SCOUTING THE BEARS
The view from here was that Baylor was a bit underrated in the preseason, but no one foresaw it running off 15 consecutive victories to start the season. The Bears own wins over Oregon, Michigan State, VCU, Louisville and Xavier, and have fended off strong challenges from Iowa State and Oklahoma State in the league to post an early 3-0 mark.
One of Baylor's chief physical attributes is its length – a continuation of a theme from previous Bear squads who have posted very successful campaigns. The team is loaded with players that have great wingspans and reach – combine that with a bounciness that few foes can match, and you have a team primed to succeed in rebounding and on defense.
Junior Johnathan Motley (6-10 230 lbs.) has been the leader of this group, earning back-to-back Big 12 player of the week honors. He's averaging 15.8 points and 9.4 rebounds per game, and is an across the board contributor. He's second on the team in blocked shots, third in shooting percentage and fourth in assists. Juco transfer Jo Lual-Acuil (7-0, 220 lbs.) has been an impenetrable lane defender, rejecting 52 shots while adding 10.7 points and 7.1 rebounds. Senior guard Ismail Wanwright, a stalwart from past Bear teams, has seen his scoring productivity dip to 5.5 points per game, but his offensive direction has been stellar in piling up 57 assists against just 13 turnovers. WVU must not overreact to Wainwright drives, and instead make shooting his first option rather than driving and dishing.

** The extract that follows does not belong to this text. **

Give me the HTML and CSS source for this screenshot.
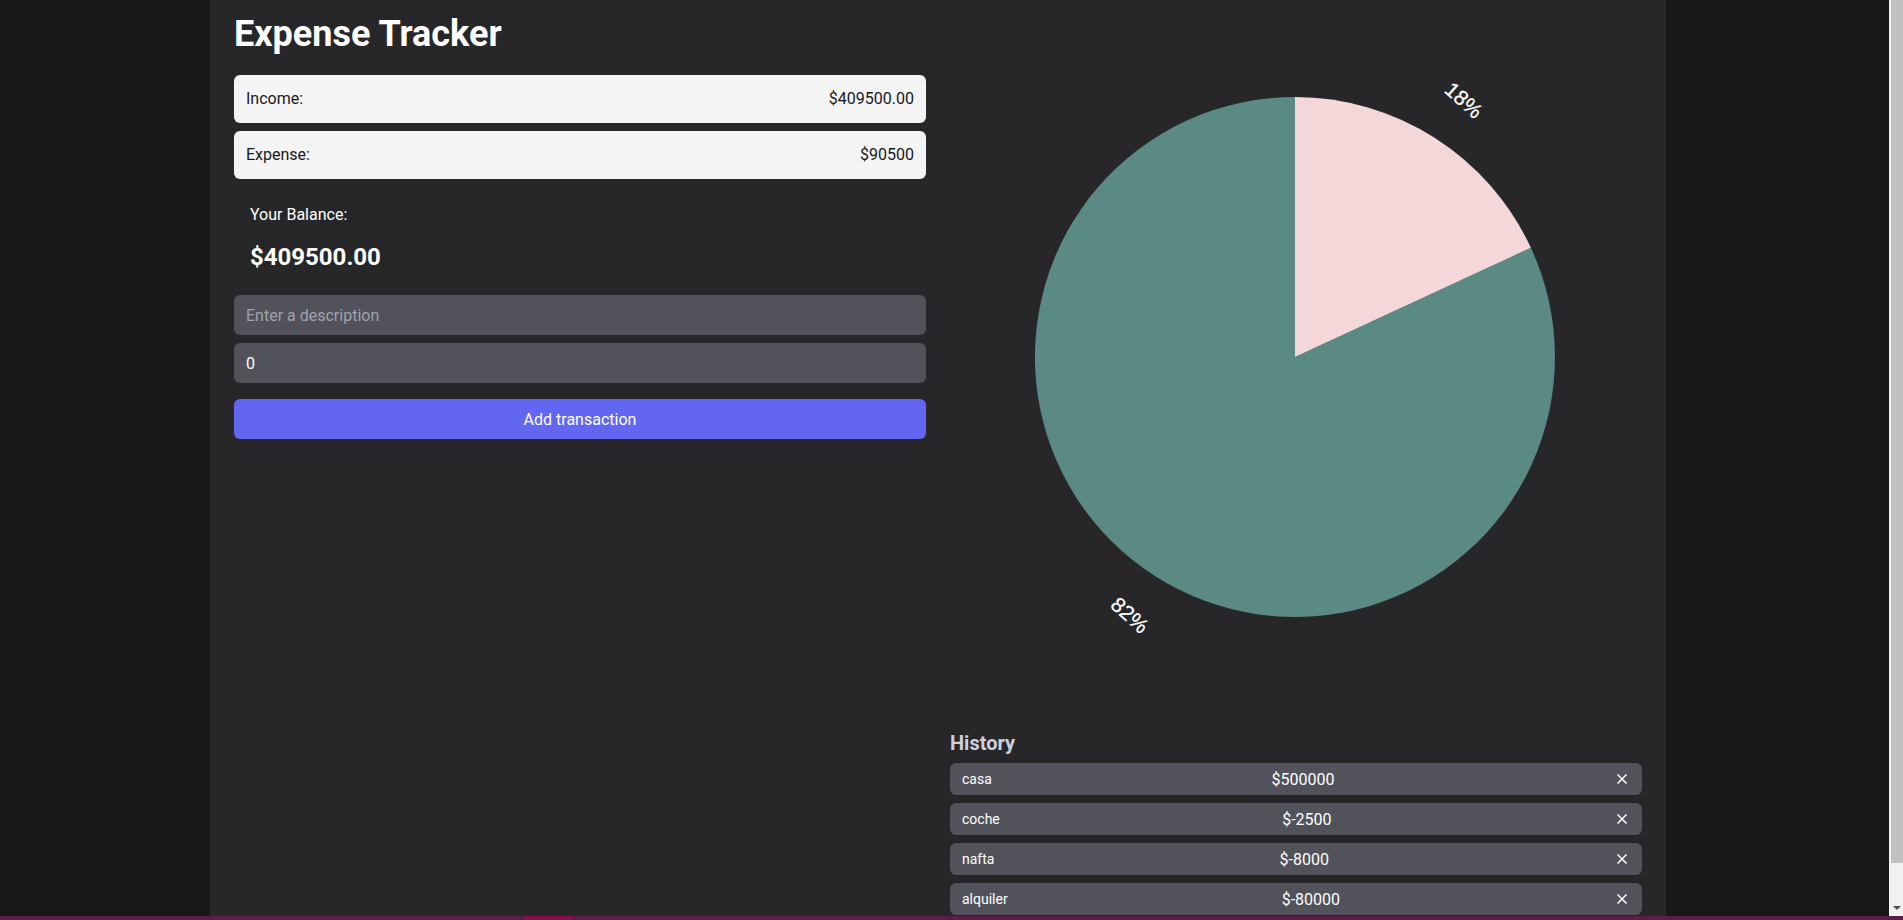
FILE: index.html
```html
<!DOCTYPE html>
<html lang="en">
<head>
<meta charset="utf-8">
<title>Expense Tracker</title>
<link rel="stylesheet" href="styles.css">
</head>
<body>
<div class="page">
  <div class="layout">
    <section class="left">
      <h1 class="title">Expense Tracker</h1>
      <div class="summary-row"><span>Income:</span><span>$409500.00</span></div>
      <div class="summary-row"><span>Expense:</span><span>$90500</span></div>
      <div class="balance">
        <p class="balance-label">Your Balance:</p>
        <p class="balance-value">$409500.00</p>
      </div>
      <form class="form">
        <input class="input" type="text" placeholder="Enter a description">
        <input class="input" type="number" value="0">
        <button class="button" type="button">Add transaction</button>
      </form>
    </section>
    <section class="right">
      <svg class="chart" viewBox="0 0 692 729" width="692" height="729">
        <path d="M345 357 L580.9 247.8 A260 260 0 1 1 345 97 Z" fill="#5b8984"/>
        <path d="M345 357 L345 97 A260 260 0 0 1 580.9 247.8 Z" fill="#f3d7d9"/>
        <text class="pie-label" x="0" y="0" transform="translate(514 100) rotate(42)">18%</text>
        <text class="pie-label" x="0" y="0" transform="translate(180 615) rotate(42)">82%</text>
      </svg>
      <h2 class="history-title">History</h2>
      <ul class="history">
        <li class="history-item"><span class="desc">casa</span><span class="amount">$500000</span><button class="remove" type="button" aria-label="Remove"><svg viewBox="0 0 10 10" width="10" height="10"><path d="M1 1 L9 9 M9 1 L1 9" stroke="#fff" stroke-width="1.5" stroke-linecap="square"/></svg></button></li>
        <li class="history-item"><span class="desc">coche</span><span class="amount">$-2500</span><button class="remove" type="button" aria-label="Remove"><svg viewBox="0 0 10 10" width="10" height="10"><path d="M1 1 L9 9 M9 1 L1 9" stroke="#fff" stroke-width="1.5" stroke-linecap="square"/></svg></button></li>
        <li class="history-item"><span class="desc">nafta</span><span class="amount">$-8000</span><button class="remove" type="button" aria-label="Remove"><svg viewBox="0 0 10 10" width="10" height="10"><path d="M1 1 L9 9 M9 1 L1 9" stroke="#fff" stroke-width="1.5" stroke-linecap="square"/></svg></button></li>
        <li class="history-item"><span class="desc">alquiler</span><span class="amount">$-80000</span><button class="remove" type="button" aria-label="Remove"><svg viewBox="0 0 10 10" width="10" height="10"><path d="M1 1 L9 9 M9 1 L1 9" stroke="#fff" stroke-width="1.5" stroke-linecap="square"/></svg></button></li>
      </ul>
    </section>
  </div>
</div>
<div class="scrollbar" aria-hidden="true">
  <div class="scrollbar-thumb"></div>
  <div class="scrollbar-arrow"></div>
</div>
<div class="taskbar"><span class="taskbar-active"></span></div>
</body>
</html>
```

FILE: styles.css
```css
html, body {
  margin: 0;
  background: #18181b;
  font-family: Roboto, "Segoe UI", "Liberation Sans", sans-serif;
}

.page {
  box-sizing: border-box;
  width: 1456px;
  margin-left: calc(50% - 741.5px);
  min-height: 960px;
  padding: 0 24px;
  background: #27272a;
}

.layout {
  display: grid;
  grid-template-columns: 692px 692px;
  column-gap: 24px;
}

.left {
  display: flex;
  flex-direction: column;
}

.title {
  margin: 14px 0 21px;
  font-size: 36px;
  line-height: 40px;
  font-weight: 700;
  color: #ffffff;
}

.summary-row {
  display: flex;
  justify-content: space-between;
  margin-bottom: 8px;
  padding: 12px;
  border-radius: 6px;
  background: #f4f4f5;
  color: #18181b;
  font-size: 16px;
  line-height: 24px;
}

.balance {
  padding: 16px 16px 14px;
  margin-bottom: 8px;
  color: #ffffff;
}

.balance-label {
  margin: 0;
  font-size: 16px;
  line-height: 24px;
}

.balance-value {
  margin: 14px 0 0;
  font-size: 24px;
  line-height: 32px;
  font-weight: 700;
}

.form {
  display: flex;
  flex-direction: column;
  gap: 8px;
  margin: 0;
}

.input {
  box-sizing: border-box;
  height: 40px;
  padding: 0 12px;
  border: 0;
  border-radius: 6px;
  background: #52525b;
  color: #ffffff;
  font-family: inherit;
  font-size: 16px;
  outline: none;
}

.input::placeholder {
  color: #a1a1aa;
}

.input::-webkit-outer-spin-button,
.input::-webkit-inner-spin-button {
  -webkit-appearance: none;
  margin: 0;
}

.button {
  height: 40px;
  margin-top: 8px;
  border: 0;
  border-radius: 6px;
  background: #6366f1;
  color: #ffffff;
  font-family: inherit;
  font-size: 16px;
  cursor: pointer;
}

.right {
  display: flex;
  flex-direction: column;
}

.chart {
  display: block;
}

.pie-label {
  fill: #ffffff;
  font-family: "Liberation Sans", Arial, sans-serif;
  font-size: 21px;
  text-anchor: middle;
  dominant-baseline: central;
  stroke: #ffffff;
  stroke-width: 0.3px;
}

.history-title {
  margin: 0 0 6px;
  font-size: 20px;
  line-height: 28px;
  font-weight: 700;
  color: #cdd0dc;
}

.history {
  display: flex;
  flex-direction: column;
  gap: 8px;
  margin: 0;
  padding: 0;
  list-style: none;
}

.history-item {
  display: flex;
  justify-content: space-between;
  align-items: center;
  height: 32px;
  padding: 0 12px;
  border-radius: 6px;
  background: #52525b;
  color: #ffffff;
}

.desc {
  font-size: 14px;
}

.amount {
  font-size: 16px;
}

.remove {
  display: flex;
  align-items: center;
  justify-content: center;
  width: 16px;
  height: 16px;
  padding: 0;
  border: 0;
  background: transparent;
  cursor: pointer;
}

.scrollbar {
  position: fixed;
  top: 0;
  right: 0;
  bottom: 4px;
  width: 14px;
  background: #f1f1f1;
}

.scrollbar-thumb {
  position: absolute;
  top: 0;
  left: 2px;
  right: 0;
  height: 863px;
  background: #c1c1c1;
}

.scrollbar-arrow {
  position: absolute;
  left: 4px;
  bottom: 6px;
  width: 0;
  height: 0;
  border-left: 4px solid transparent;
  border-right: 4px solid transparent;
  border-top: 4px solid #505050;
}

.taskbar {
  position: fixed;
  left: 0;
  right: 0;
  bottom: 0;
  height: 4px;
  background: #5a1d47;
}

.taskbar-active {
  position: absolute;
  left: 524px;
  top: 0;
  width: 49px;
  height: 4px;
  background: #850f4f;
}
```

Another transfer, junior Manu Lecomte, has been a huge boost on the perimeter. Lecomte (5-11, 175 lbs.) hit a game-winning shot against Oklahoma State, and stands second on the squad with 11.8 points per game. He has also effectively teamed with Wainwright in running the offense, as he has 74 assists against just 30 turnovers. Familar face Al Freeman (Jr., 6-3, 200 lbs.) rounds out the starting lineup, and brings even more experience along with 11.1 points per game.
Off the bench, the Bears get significant contributions and even more court coverage from Terry Maston 6-8, 230 lbs.), who adds 8.2 points per game, and Jake Lindsay (6-5, 200 lbs.), who averages more than 20 minuter per game. In all nine different Bears can be expected to see significant action.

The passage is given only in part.